Most of the people at the party were young, of breeding age, and (as I mentioned) dressed to be bred. But there was also this one old codger there, and he must have been well into his 70s. He was apparently there on his own but he appeared to be enjoying the scene all the same. In contrast to his almost unavoidably conservative clothing style, he'd evidently kept up with some aspects of modern dance culture. For instance, he wore a blinking tribal-electronic medallion around his neck. I wondered what it would be like to be this age and be interested enough to immerse myself into something as contemporary as, say, raver culture. It must have been exhausting to have somehow stayed current with the youths of the many generations with whom he has been a contemporary. Think of all the cultural waves that have passed through his life! By contrast, my father (for example) has never been interested in popular culture, not even the popular culture of his own youth. As a kid growing up I heard him sneer at nearly all trends in 20th century pop culture, from George Gershwin to jazz to rock and roll to abstract expressionist art. Most of what he had to say about these things made sense to an extent, but when you're a teenager and it's 1981, it's awfully hard not to love rock and roll, I don't care who your daddy is.
Somewhere near the end of the party I bought Budweisers for Snow, Julian, Linda and myself. I guess Julian was on the wagon because he gave Linda a plaintive look when I handed him his beer and she simply shrugged okay.

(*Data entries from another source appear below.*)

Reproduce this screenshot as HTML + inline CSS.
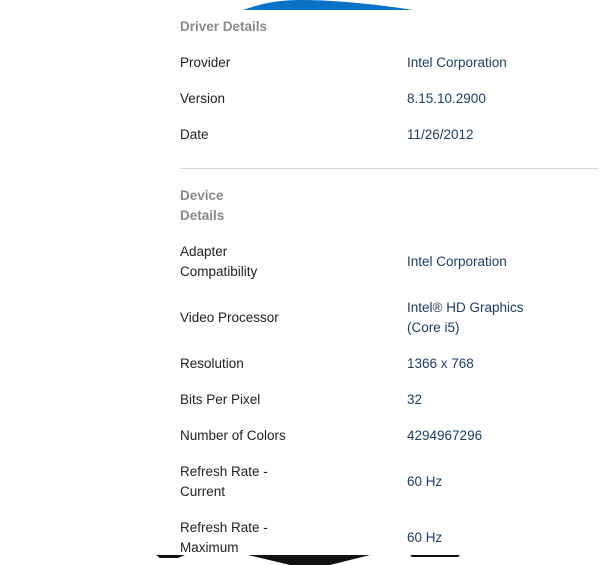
<!DOCTYPE html>
<html><head><style>
body{margin:0;width:602px;height:565px;background:#fff;position:relative;overflow:hidden;font-family:"Liberation Sans",sans-serif;font-size:13.5px;}
.t{position:absolute;line-height:20px;white-space:nowrap;}
.h{color:#8a8a8a;font-weight:bold;left:180px;}
.l{color:#222;left:180px;}
.v{color:#1d3f66;left:407px;}
</style></head><body>
<svg style="position:absolute;left:0;top:0" width="602" height="565">
<path d="M243 10 C262 3 280 0 300 0 C340 0 380 5 413 10 Z" fill="#0a72c6"/>
<path d="M156 555 L185 555 L178 558 L160 558 Z" fill="#111"/>
<path d="M248 555 L370 555 L330 565 L290 565 Z" fill="#111"/>
<path d="M410 555 L460 555 L458 557 L412 557 Z" fill="#111"/>
<rect x="180" y="168" width="418" height="1" fill="#d8d8d8"/>
</svg>
<div class="t h" style="top:17px">Driver Details</div>
<div class="t l" style="top:53px">Provider</div><div class="t v" style="top:53px">Intel Corporation</div>
<div class="t l" style="top:89px">Version</div><div class="t v" style="top:89px">8.15.10.2900</div>
<div class="t l" style="top:125px">Date</div><div class="t v" style="top:125px">11/26/2012</div>
<div class="t h" style="top:186px">Device<br>Details</div>
<div class="t l" style="top:242px">Adapter<br>Compatibility</div><div class="t v" style="top:252px">Intel Corporation</div>
<div class="t l" style="top:308px">Video Processor</div><div class="t v" style="top:298px">Intel® HD Graphics<br>(Core i5)</div>
<div class="t l" style="top:354px">Resolution</div><div class="t v" style="top:354px">1366 x 768</div>
<div class="t l" style="top:390px">Bits Per Pixel</div><div class="t v" style="top:390px">32</div>
<div class="t l" style="top:426px">Number of Colors</div><div class="t v" style="top:426px">4294967296</div>
<div class="t l" style="top:462px">Refresh Rate -<br>Current</div><div class="t v" style="top:472px">60 Hz</div>
<div class="t l" style="top:518px">Refresh Rate -<br>Maximum</div><div class="t v" style="top:528px">60 Hz</div>
</body></html>
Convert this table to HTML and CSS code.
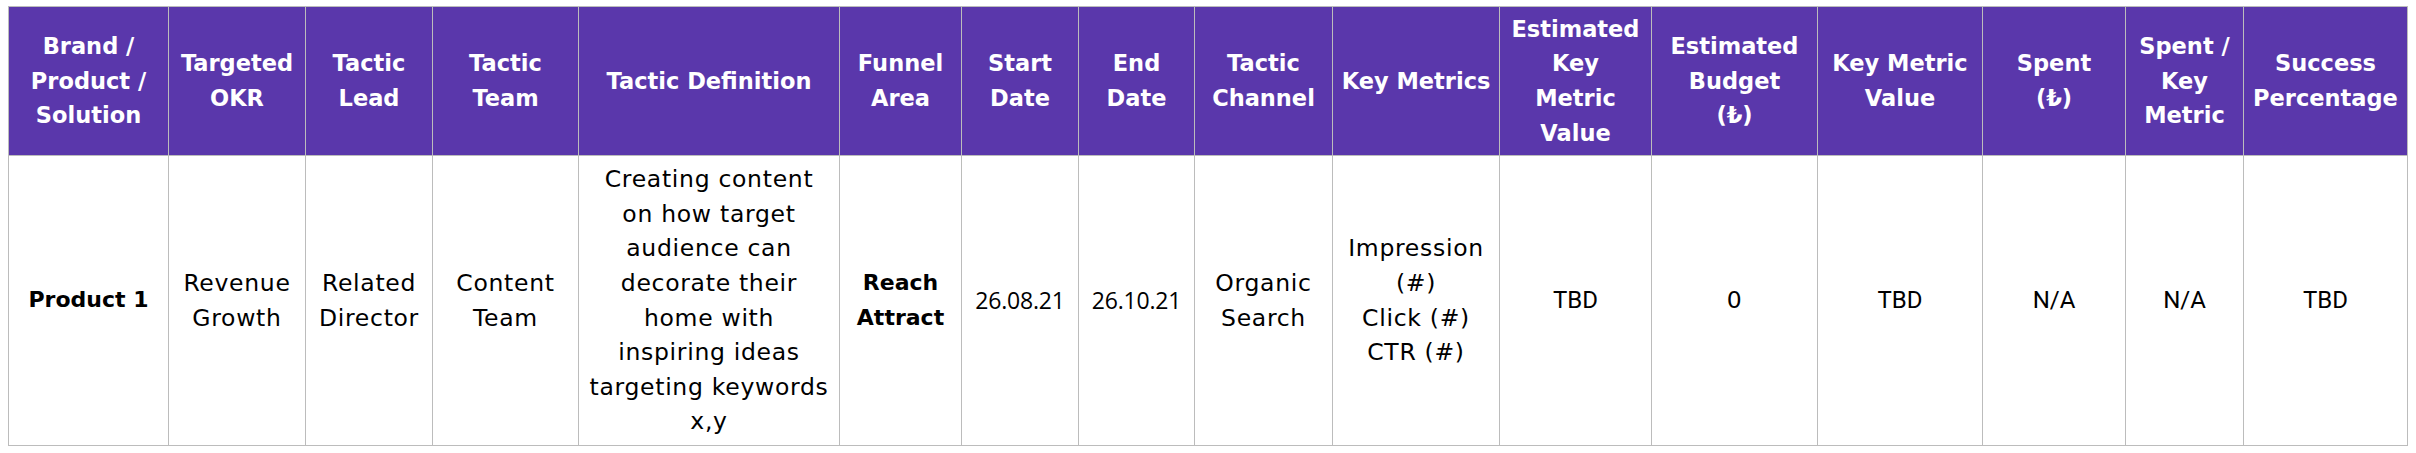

Linda drove Snow and me back downtown, and I went up to Bathtubgirl Central long enough to piss and then I drove myself home. I was still somewhat stoned and a little drunk, but I could drive okay. It was late and the freeways were nice and empty. The Punch Buggy Rust doesn't really run very good until it gets warm. I notice its engine runs considerably cooler than the one in my old Punch Buggy Green. I could actually place my had on parts of the engine block after driving home from downtown.